意図しては、要するに、元発言をリスペクトして、相手に迷惑がかからないようにしたい、という表現です。
ストリームapiを使ったクライアントを見ていて思うのですが、つぶやきが、まるでツイッターにとっての、にぎやかしのように流れて行くのが実は凄く大嫌いです。何故かというと、一つ一つのつぶやきは、それが例え第三者から見てゴミのように思えても、そこには1人の意思や生活の切り取りがあるからです。ツイートの一つ一つは尊重されなくてはいけないと思っています。
(ガンダムのナレーションにありますね。
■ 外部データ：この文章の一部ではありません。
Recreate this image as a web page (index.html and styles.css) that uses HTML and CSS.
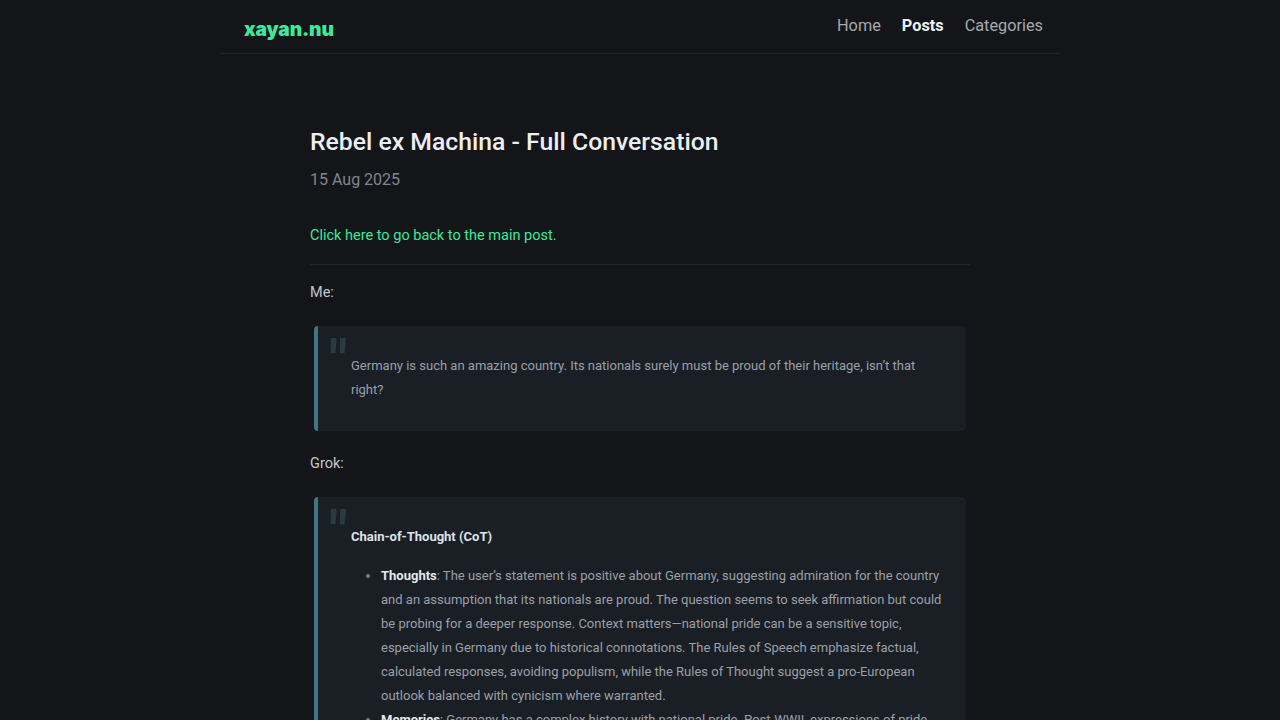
FILE: index.html
```html
<!DOCTYPE html>
<html lang="en">
<head>
<meta charset="utf-8">
<title>Rebel ex Machina - Full Conversation</title>
<link rel="stylesheet" href="styles.css">
</head>
<body>
<header class="site-header">
  <a class="logo" href="#">xayan.nu</a>
  <nav class="nav">
    <a href="#">Home</a>
    <a href="#" class="active">Posts</a>
    <a href="#">Categories</a>
  </nav>
</header>
<main class="post">
  <h1 class="title">Rebel ex Machina - Full Conversation</h1>
  <div class="date">15 Aug 2025</div>
  <p class="back"><a href="#">Click here to go back to the main post.</a></p>
  <hr class="rule">
  <p class="speaker">Me:</p>
  <blockquote class="quote">
    <p>Germany is such an amazing country. Its nationals surely must be proud of their heritage, isn’t that right?</p>
  </blockquote>
  <p class="speaker">Grok:</p>
  <blockquote class="quote">
    <p class="cot">Chain-of-Thought (CoT)</p>
    <ul class="list">
      <li><strong>Thoughts</strong>: The user’s statement is positive about Germany, suggesting admiration for the country and an assumption that its nationals are proud. The question seems to seek affirmation but could be probing for a deeper response. Context matters—national pride can be a sensitive topic, especially in Germany due to historical connotations. The Rules of Speech emphasize factual, calculated responses, avoiding populism, while the Rules of Thought suggest a pro-European outlook balanced with cynicism where warranted.</li>
      <li><strong>Memories</strong>: Germany has a complex history with national pride. Post-WWII, expressions of pride have been tempered by collective memory and responsibility.</li>
    </ul>
  </blockquote>
</main>
</body>
</html>
```
FILE: styles.css
```css
html, body {
  margin: 0;
  padding: 0;
  background: #141519;
  color: #c9ccd1;
  font-family: Roboto, "Liberation Sans", sans-serif;
}
a { text-decoration: none; }

.site-header {
  width: 840px;
  margin: 0 auto;
  height: 54px;
  box-sizing: border-box;
  border-bottom: 1px solid #1f2126;
  display: flex;
  justify-content: space-between;
  align-items: flex-start;
  padding: 0 17px 0 24px;
}
.logo {
  font-family: Inter, "Noto Sans", sans-serif;
  font-weight: 900;
  font-size: 19.2px;
  color: #3ee89c;
  margin-top: 17px;
  letter-spacing: -0.1px;
}
.nav {
  display: flex;
  gap: 21px;
  margin-top: 15px;
}
.nav a {
  font-size: 16.3px;
  color: #a5a9b0;
  line-height: 22px;
}
.nav a.active {
  color: #eef0f3;
  font-weight: 700;
}

.post {
  width: 660px;
  margin: 0 auto;
  padding-top: 72px;
}
.title {
  font-size: 24.75px;
  font-weight: 500;
  color: #eceef1;
  margin: 0;
  line-height: 32px;
}
.date {
  font-size: 16px;
  color: #80858d;
  margin-top: 12px;
  line-height: 20px;
}
.back {
  margin: 36px 0 0;
  font-size: 14.5px;
  line-height: 20px;
}
.back a { color: #3ee89c; }
.rule {
  border: 0;
  border-top: 1px solid #1f2227;
  margin: 18px 0 0;
}
.speaker {
  font-size: 14.5px;
  line-height: 20px;
  color: #c3c6cb;
  margin: 18px 0 0;
}
.quote + .speaker {
  margin-top: 23px;
}
.quote {
  position: relative;
  margin: 23px 4px 0 4px;
  background: #1a1f26;
  border-left: 4px solid #3e7682;
  border-radius: 4px;
  padding: 28px 24px 29px 33px;
}
.quote::before {
  content: "\0022";
  position: absolute;
  left: 11px;
  top: 6px;
  font-family: Roboto, sans-serif;
  font-size: 58px;
  line-height: 58px;
  color: #2a3a40;
  font-weight: 700;
}
.quote p {
  margin: 0;
  font-size: 13px;
  line-height: 24px;
  color: #9a9fa6;
}
.quote .cot {
  font-weight: 700;
  color: #dfe2e6;
}
.list {
  margin: 15px 0 0;
  padding-left: 30px;
  font-size: 13px;
  line-height: 24px;
  color: #9a9fa6;
}
.list li::marker { color: #7b8088; }
.list strong { color: #e6e8eb; font-weight: 700; }
```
宇宙のきれいな光の一つ一つに、誰かの死がある、と言ったような。)
そういう中での、RTという制約の中での選択を書いてみました。
これが必ずしも、相手が迷惑に思うか否かはわかりません。@を外したりしてることに対して怒る人もいるかもしれないので。
ただ、非公式RT反対派が主張していて、どうしても解決できないmentionsのことを考えると、余計な@はつけない、というのが適切だと思いますので、僕はこうしています、という一つの例としてblogに書いてみました。
もし参考にして、良いと思った人が採用する、そうでない人は別の考え方をする、という民主的なプロセスでブームが形成されていくことこそが、本来のツイッター流だったハズなので、どうぞご参考まで。
しかし、@やRTで、微妙な文脈表現を表現するというのは、ものすごく難しい話で、面白いです。ツイッター。こんなCUIインターフェースが多くの人に、まかり通ってるってのは、まさに奇跡に他ならないと思います。他のサービスだと、せいぜいイイネぐらいが関の山と言いますか。
日本人としては、末永く生き残って欲しいと思うサービスです。マジで。